California Senate President pro Tem Mike McGuire, a Healdsburg Democrat, was at a Labor Day event in Mendocino County and did not attend Monday’s gathering.


The holiday came amid a standoff between his chamber and Newsom, who has sought to call the Legislature back into a special session to address the gas prices Californians pay at the pump. While the Assembly has accepted Newsom’s call to reconvene and consider regulation on oil refineries that proposes to stabilize gasoline prices, McGuire announced the Senate would not do so.


It fell to Rep. Damon Connolly, D-San Rafael, to discuss the Legislature’s lawmaking on labor this year. Among other bills, he touted legislation that prevented managers from forcing their employees to attend meetings that discuss religious or political views — including decisions about whether to join a union. That bill awaits Newsom’s signature.


On the whole, however, the legislative session that wrapped up late Saturday was not a significant one for labor policy, a sharp contrast with the busy 2023, the Los Angeles Times reported.

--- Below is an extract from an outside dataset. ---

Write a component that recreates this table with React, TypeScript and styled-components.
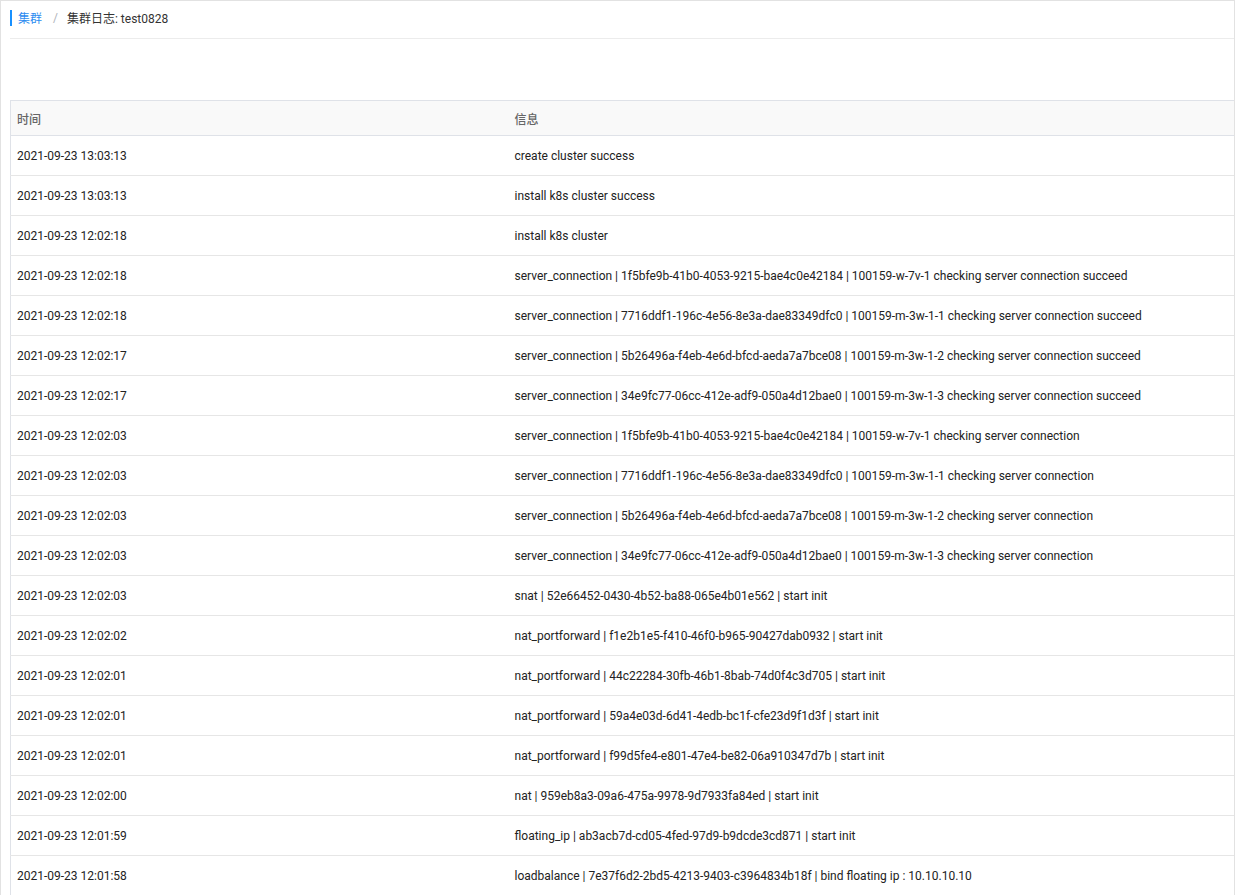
import React from "react";
import styled, { createGlobalStyle } from "styled-components";

const GlobalStyle = createGlobalStyle`
  html, body { margin: 0; padding: 0; background: #fff; }
  body {
    font-family: "Roboto", "Noto Sans CJK SC", sans-serif;
    font-size: 12px;
    color: #333;
  }
  * { box-sizing: border-box; }
`;

const Page = styled.div`
  border: 1px solid #e2e2e2;
  border-bottom: none;
  min-height: 100vh;
  padding-left: 9px;
`;

const Header = styled.div`
  display: flex;
  align-items: center;
  height: 38px;
  border-bottom: 1px solid #ececec;
  padding-bottom: 4px;
`;

const Bar = styled.span`
  width: 2px;
  height: 16px;
  background: #1890ff;
  margin-right: 6px;
`;

const Crumb = styled.span<{ $link?: boolean }>`
  color: ${(p) => (p.$link ? "#2d8cf0" : "#333")};
  font-size: 12px;
`;

const Sep = styled.span`
  color: #b0b4bb;
  margin: 0 9px 0 11px;
`;

const Table = styled.table`
  margin-top: 61px;
  width: 100%;
  border-collapse: collapse;
  border: 1px solid #dfe2e8;
  border-right: none;
  table-layout: fixed;
`;

const Th = styled.th<{ $w?: number }>`
  ${(p) => (p.$w ? `width: ${p.$w}px;` : "")}
  height: 35px;
  background: #f9f9f9;
  color: #666;
  font-weight: 500;
  text-align: left;
  padding: 1px 6px 0;
  border-bottom: 1px solid #dfe2e8;
  font-size: 12px;
`;

const Td = styled.td`
  height: 40px;
  padding: 1px 6px 0;
  border-bottom: 1px solid #e6e6e6;
  color: #222;
  white-space: nowrap;
`;

const rows: [string, string][] = [
  ["2021-09-23 13:03:13", "create cluster success"],
  ["2021-09-23 13:03:13", "install k8s cluster success"],
  ["2021-09-23 12:02:18", "install k8s cluster"],
  ["2021-09-23 12:02:18", "server_connection | 1f5bfe9b-41b0-4053-9215-bae4c0e42184 | 100159-w-7v-1 checking server connection succeed"],
  ["2021-09-23 12:02:18", "server_connection | 7716ddf1-196c-4e56-8e3a-dae83349dfc0 | 100159-m-3w-1-1 checking server connection succeed"],
  ["2021-09-23 12:02:17", "server_connection | 5b26496a-f4eb-4e6d-bfcd-aeda7a7bce08 | 100159-m-3w-1-2 checking server connection succeed"],
  ["2021-09-23 12:02:17", "server_connection | 34e9fc77-06cc-412e-adf9-050a4d12bae0 | 100159-m-3w-1-3 checking server connection succeed"],
  ["2021-09-23 12:02:03", "server_connection | 1f5bfe9b-41b0-4053-9215-bae4c0e42184 | 100159-w-7v-1 checking server connection"],
  ["2021-09-23 12:02:03", "server_connection | 7716ddf1-196c-4e56-8e3a-dae83349dfc0 | 100159-m-3w-1-1 checking server connection"],
  ["2021-09-23 12:02:03", "server_connection | 5b26496a-f4eb-4e6d-bfcd-aeda7a7bce08 | 100159-m-3w-1-2 checking server connection"],
  ["2021-09-23 12:02:03", "server_connection | 34e9fc77-06cc-412e-adf9-050a4d12bae0 | 100159-m-3w-1-3 checking server connection"],
  ["2021-09-23 12:02:03", "snat | 52e66452-0430-4b52-ba88-065e4b01e562 | start init"],
  ["2021-09-23 12:02:02", "nat_portforward | f1e2b1e5-f410-46f0-b965-90427dab0932 | start init"],
  ["2021-09-23 12:02:01", "nat_portforward | 44c22284-30fb-46b1-8bab-74d0f4c3d705 | start init"],
  ["2021-09-23 12:02:01", "nat_portforward | 59a4e03d-6d41-4edb-bc1f-cfe23d9f1d3f | start init"],
  ["2021-09-23 12:02:01", "nat_portforward | f99d5fe4-e801-47e4-be82-06a910347d7b | start init"],
  ["2021-09-23 12:02:00", "nat | 959eb8a3-09a6-475a-9978-9d7933fa84ed | start init"],
  ["2021-09-23 12:01:59", "floating_ip | ab3acb7d-cd05-4fed-97d9-b9dcde3cd871 | start init"],
  ["2021-09-23 12:01:58", "loadbalance | 7e37f6d2-2bd5-4213-9403-c3964834b18f | bind floating ip : 10.10.10.10"],
];

export default function App() {
  return (
    <>
      <GlobalStyle />
      <Page>
        <Header>
          <Bar />
          <Crumb $link>集群</Crumb>
          <Sep>/</Sep>
          <Crumb>集群日志: test0828</Crumb>
        </Header>
        <Table>
          <thead>
            <tr>
              <Th $w={498}>时间</Th>
              <Th>信息</Th>
            </tr>
          </thead>
          <tbody>
            {rows.map(([t, m], i) => (
              <tr key={i}>
                <Td>{t}</Td>
                <Td>{m}</Td>
              </tr>
            ))}
          </tbody>
        </Table>
      </Page>
    </>
  );
}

And so on Monday, the nuts and bolts of labor policy took a back seat to a full-throated effort to sustain momentum for Harris’s campaign, and urge attendees to pitch into that effort and not rest on their laurels just because California was a shoe-in for the Democratic candidate.


“We have the chance to have a president from California, which hasn’t happened in a very long time, and that could be just a total game changer,” Schiff told The Press Democrat in a brief interview after his speech.


“By contrast, if it goes the other way, we have someone totally hostile to California,” he said, referring to Trump, who has denigrated California as a failed liberal state and clashed often with its leaders, including Schiff, one of the lead prosecutors in Trump’s first impeachment.


“There’s a lot at stake for this state,“ Schiff said.